▶ _Given task_: Search the listing below for "this". Copy each matching line.

▶ _Data shown_:
----------------------------------------
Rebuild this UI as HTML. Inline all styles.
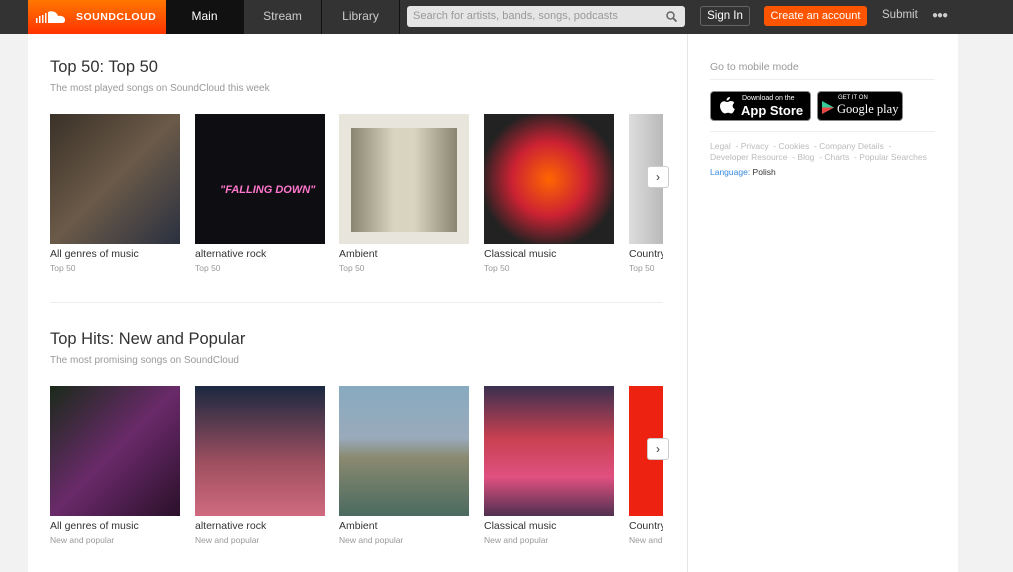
<!DOCTYPE html>
<html><head><style>
*{margin:0;padding:0;box-sizing:border-box}
body{width:1013px;height:572px;overflow:hidden;background:#f2f2f2;font-family:"Liberation Sans",sans-serif;position:relative}
.hdr{position:absolute;left:0;top:0;width:1013px;height:34px;background:#333}
.logo{position:absolute;left:28px;top:0;width:138px;height:34px;background:linear-gradient(#f70,#f30);color:#fff;font-weight:bold;font-size:10.5px;letter-spacing:.5px}
.nav{position:absolute;top:0;height:34px;line-height:32px;color:#ccc;font-size:12px;text-align:center;border-right:1px solid #111}
.main{position:absolute;left:28px;top:34px;width:930px;height:538px;background:#fff}
.div{position:absolute;left:687px;top:34px;width:1px;height:538px;background:#e5e5e5}
h2{position:absolute;left:50px;font-weight:normal;font-size:16.5px;color:#333}
.sub{position:absolute;left:50px;font-size:10px;color:#999}
.t{position:absolute;width:130px;height:130px}
.cap{position:absolute;font-size:10.5px;color:#333;width:130px;white-space:nowrap;overflow:hidden}
.cap2{position:absolute;font-size:8.5px;color:#999;white-space:nowrap;overflow:hidden}
.clip{position:absolute;left:0;top:0;width:663px;height:572px;overflow:hidden}
.arr{position:absolute;left:647px;width:22px;height:22px;background:#fff;border:1px solid #ccc;border-radius:3px;font-size:12px;text-align:center;line-height:20px;color:#333}
.side{position:absolute;font-size:10px;color:#999}
.badge{position:absolute;top:91px;height:30px;background:#000;border:1px solid #888;border-radius:4px;color:#fff}
</style></head><body>
<div class="hdr"></div>
<div class="logo"><svg style="position:absolute;left:8px;top:9px" width="32" height="16"><g fill="#fff"><rect x="0" y="9" width="1.5" height="5"/><rect x="3" y="7" width="1.5" height="7"/><rect x="6" y="6" width="1.5" height="8"/><rect x="9" y="4" width="1.5" height="10"/><path d="M12 14V3c4-2 9 0 10 4 4-1 7 1 7 4s-2 3-4 3z"/></g></svg><span style="position:absolute;left:48px;top:11px">SOUNDCLOUD</span></div>
<div class="nav" style="left:166px;width:78px;background:#111;color:#fff">Main</div>
<div class="nav" style="left:244px;width:78px">Stream</div>
<div class="nav" style="left:322px;width:78px">Library</div>
<div style="position:absolute;left:407px;top:6px;width:278px;height:21px;background:#e5e5e5;border-radius:3px;font-size:11px;color:#999;line-height:21px;padding-left:6px">Search for artists, bands, songs, podcasts<svg style="position:absolute;right:8px;top:5px" width="11" height="11"><circle cx="4.5" cy="4.5" r="3.5" fill="none" stroke="#666" stroke-width="1.5"/><path d="M7 7l3.5 3.5" stroke="#666" stroke-width="1.8"/></svg></div>
<div style="position:absolute;left:700px;top:6px;width:50px;height:20px;border:1px solid #666;border-radius:3px;color:#fff;font-size:11.5px;text-align:center;line-height:18px">Sign In</div>
<div style="position:absolute;left:764px;top:6px;width:103px;height:20px;background:#f50;border-radius:3px;color:#fff;font-size:11px;text-align:center;line-height:20px">Create an account</div>
<div style="position:absolute;left:882px;top:9px;color:#ccc;font-size:11.5px">Submit</div>
<div style="position:absolute;left:932px;top:10px;color:#ccc;font-size:10px;letter-spacing:-1px">●●●</div>
<div class="main"></div><div class="div"></div>
<div class="clip">
<h2 style="top:58px">Top 50: Top 50</h2>
<div class="sub" style="top:83px">The most played songs on SoundCloud this week</div>
<div class="t" style="left:50px;top:114px;background:linear-gradient(135deg,#3a3128,#6b5a48 50%,#2a3040)"></div>
<div class="t" style="left:195px;top:114px;background:#0d0d12"><div style="position:absolute;left:25px;top:70px;color:#f7c;font-weight:bold;font-size:11px;font-style:italic">"FALLING DOWN"</div></div>
<div class="t" style="left:339px;top:114px;background:#e8e6dc"><div style="position:absolute;left:12px;top:14px;width:106px;height:104px;background:linear-gradient(90deg,#8a8570,#d8d4c0 40%,#d8d4c0 60%,#8a8570)"></div></div>
<div class="t" style="left:484px;top:114px;background:radial-gradient(ellipse at 50% 50%,#f60,#c23 40%,#222 75%)"></div>
<div class="t" style="left:629px;top:114px;background:linear-gradient(90deg,#ddd,#555)"></div>
<div class="cap" style="left:50px;top:248px">All genres of music</div><div class="cap2" style="left:50px;top:263px">Top 50</div>
<div class="cap" style="left:195px;top:248px">alternative rock</div><div class="cap2" style="left:195px;top:263px">Top 50</div>
<div class="cap" style="left:339px;top:248px">Ambient</div><div class="cap2" style="left:339px;top:263px">Top 50</div>
<div class="cap" style="left:484px;top:248px">Classical music</div><div class="cap2" style="left:484px;top:263px">Top 50</div>
<div class="cap" style="left:629px;top:248px">Country</div><div class="cap2" style="left:629px;top:263px">Top 50</div>
<div style="position:absolute;left:50px;top:302px;width:613px;height:1px;background:#eee"></div>
<h2 style="top:330px">Top Hits: New and Popular</h2>
<div class="sub" style="top:355px">The most promising songs on SoundCloud</div>
<div class="t" style="left:50px;top:386px;background:linear-gradient(135deg,#1a2a1a,#6a2a6a 50%,#2a102a)"></div>
<div class="t" style="left:195px;top:386px;background:linear-gradient(180deg,#1a2840,#a05060 60%,#d06a80)"></div>
<div class="t" style="left:339px;top:386px;background:linear-gradient(180deg,#88aac0,#9ab 40%,#8a8a70 55%,#4a6a60)"></div>
<div class="t" style="left:484px;top:386px;background:linear-gradient(180deg,#3a3050,#c84050 40%,#e05080 70%,#503050)"></div>
<div class="t" style="left:629px;top:386px;background:#e21"></div>
<div class="cap" style="left:50px;top:520px">All genres of music</div><div class="cap2" style="left:50px;top:535px">New and popular</div>
<div class="cap" style="left:195px;top:520px">alternative rock</div><div class="cap2" style="left:195px;top:535px">New and popular</div>
<div class="cap" style="left:339px;top:520px">Ambient</div><div class="cap2" style="left:339px;top:535px">New and popular</div>
<div class="cap" style="left:484px;top:520px">Classical music</div><div class="cap2" style="left:484px;top:535px">New and popular</div>
<div class="cap" style="left:629px;top:520px">Country</div><div class="cap2" style="left:629px;top:535px">New and popular</div>
</div>
<div class="arr" style="top:166px">›</div>
<div class="arr" style="top:438px">›</div>
<div class="side" style="left:710px;top:61px;font-size:10.5px">Go to mobile mode</div>
<div style="position:absolute;left:710px;top:79px;width:225px;height:1px;background:#eee"></div>
<div class="badge" style="left:710px;width:101px"><svg style="position:absolute;left:8px;top:5px" width="16" height="19"><path d="M11 0c0 2-1.5 3.5-3.5 3.5C7.5 1.5 9 0 11 0zM8 5c1.5 0 2.5-1 4-1 1.5 0 2.7.8 3.3 2-2.5 1.3-2 5 .5 6-.7 2-2 4.5-3.5 4.5-1.2 0-1.6-.7-3.2-.7S7 16.5 5.8 16.5C4 16.5 1 13 1 9.3 1 6 3 4.2 5 4.2 6.3 4.2 7 5 8 5z" fill="#fff"/></svg><span style="position:absolute;left:31px;top:3px;font-size:7px">Download on the</span><span style="position:absolute;left:30px;top:11px;font-size:13px;font-weight:bold">App Store</span></div>
<div class="badge" style="left:817px;width:86px"><svg style="position:absolute;left:4px;top:9px" width="12" height="13"><path d="M0 0L12 6.5 0 13z" fill="#3c9"/><path d="M0 6.5L12 6.5 0 13z" fill="#e44"/></svg><span style="position:absolute;left:20px;top:3px;font-size:6px">GET IT ON</span><span style="position:absolute;left:19px;top:10px;font-size:12.5px;font-family:'Liberation Serif',serif">Google play</span></div>
<div style="position:absolute;left:710px;top:131px;width:225px;height:1px;background:#eee"></div>
<div class="side" style="left:710px;top:141px;font-size:8.5px;color:#bbb;line-height:11px">Legal &nbsp;- Privacy &nbsp;- Cookies &nbsp;- Company Details &nbsp;-<br>Developer Resource &nbsp;- Blog &nbsp;- Charts &nbsp;- Popular Searches</div>
<div class="side" style="left:710px;top:167px;font-size:8.5px;color:#333"><span style="color:#38d">Language:</span> Polish</div>
</body></html>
----------------------------------------
▶ _Full answer_:
Rebuild this UI as HTML. Inline all styles.
<div class="sub" style="top:83px">The most played songs on SoundCloud this week</div>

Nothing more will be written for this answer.